I’m a believer in serendipity, which I quote, as follows, from Wikipedia:
Serendipity means a “happy accident” or “pleasant surprise”; specifically, the accident of finding something good or useful without looking for it. The word has been voted one of the ten English words hardest to translate in June 2004 by a British translation company.
Just so happens I found it along Cayuta Creek, a favorite trout fishery of mine and one that has been profiled here before. I had stopped by on a recent Friday evening for a bit of after-work fly fishing and as usual, the “little gem” did not disappoint…
Fishing one particular stretch that evening, I quickly got into quite a few brown trout – a mix of stocked fish and holdovers. My peaceful 2 hour interlude was interrupted only once by a spin fisherman whose pick-up came to an abrupt stop, with a roar of its exhaust, near where I was fishing.

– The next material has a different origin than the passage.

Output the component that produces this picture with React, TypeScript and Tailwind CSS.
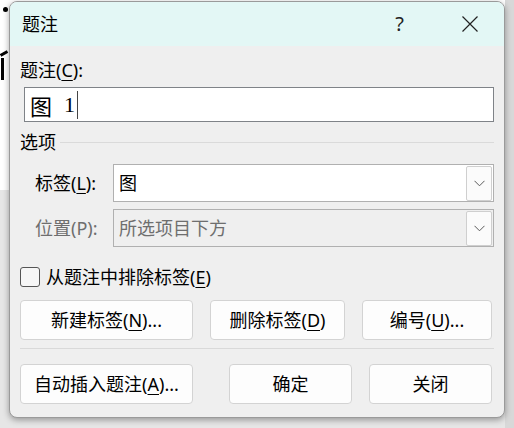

He climbed out of his burly red truck, rappelled down the creek bank, simply outfitted with spinning rod, sunglasses and cigarette, and briefly stopped to ask how I’d done. He then walked downstream, casting his spinner from the bank in rapid-fire fashion. After just a half-dozen casts, he dashed upstream and out of sight.
I found the trout willing to dance with a Picket Pin streamer that had been sent a few weeks earlier, gratis, courtesy of Dave Pelachik of JJ’s Jigs. All it took to produce that magical buttery brown flash of a trout from the greenish depths of the pool was a cast across and upstream followed by a mend to get the fly deep and a few short strips on the swing. There were more short takes than I could count, but for a good while, this tactic produced a number of stockies along with several nice fish. Later, clouds of midges or tiny olives – I’m not sure which - started hatching, with a few caddis interspersed, and the game changed. On went a Picket Pin wet and Godfather (pheasant tail) emerger. One out of every three or four casts was followed by classic staccato grabs on the swing that every wet fly fisherman dreams of in the depths of winter.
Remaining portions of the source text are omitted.